On the other hand, it could also bring Europe together in its stance on a war against Iraq if Bush attempts to go it alone. "If the election pushes Bush further to the right and toward unilateral action, you will see a European consensus that we don't want to go to war against Iraq," Risse says.

The new Congress could also push Washington farther away from Europe in other areas -- especially human rights and environmental policies, Risse says.
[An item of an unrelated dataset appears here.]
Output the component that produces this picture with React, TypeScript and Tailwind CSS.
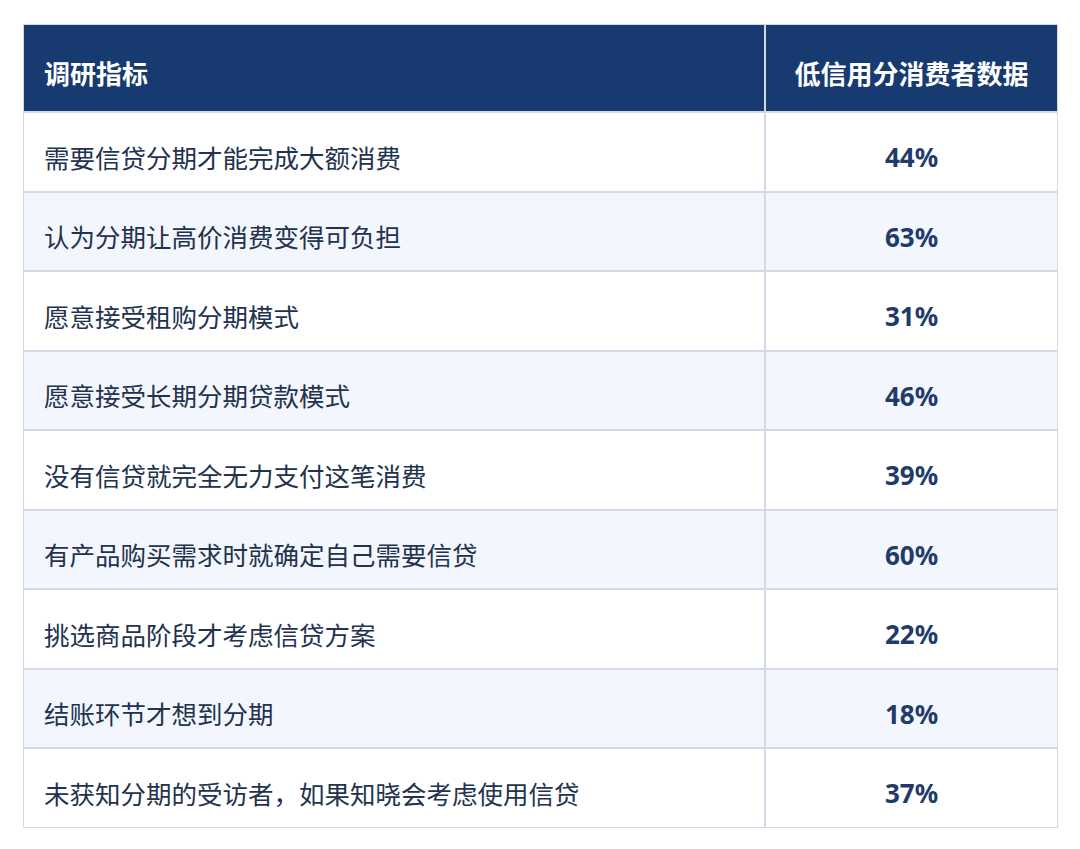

Many political leaders in Europe are still angered over Bush's decision to withdraw U.S. support for the nascent International Criminal Court and his staunch refusal to back the Kyoto Protocol.

But John Kornblum foresees few changes at all.

"The president will now be able to get programs through Congress more easily and there will be less debate about trade, the environment and other issues," the Berlin-based former U.S. Ambassador to Germany says.

Will the Republicans ease trade disputes?

European think-tanks are also looking at the Republican victory optimistically.

"The initial response in Brussels was: Will they go straight into war against Iraq?" says Heather Grabbe, research director at the London-based Center for European Reform. "But when you think about it carefully, it's less likely because Bush won't have to prove himself as much. The new balance of power will make it easier for him to talk about disarmament rather than regime change."

The Democrats will now likely become a more adversarial opponent, pushing a strong domestic policy agenda that will make it more difficult for Congress or the Bush administration to push too far with its foreign policy agenda, Grabbe says.

She also sees a silver lining in the decision that could help ease transatlantic relations. Though Iraq is the issue that most concerns Europeans at the moment, global trade follows closely behind it.

"Although Bush himself is not a great free trade person, Congressional Republicans are more in favor of it. The party's not bound to organized labor interests, and some Republicans in Congress could help push Bush toward implementing greater liberalization of U.S. markets," Grabbe says.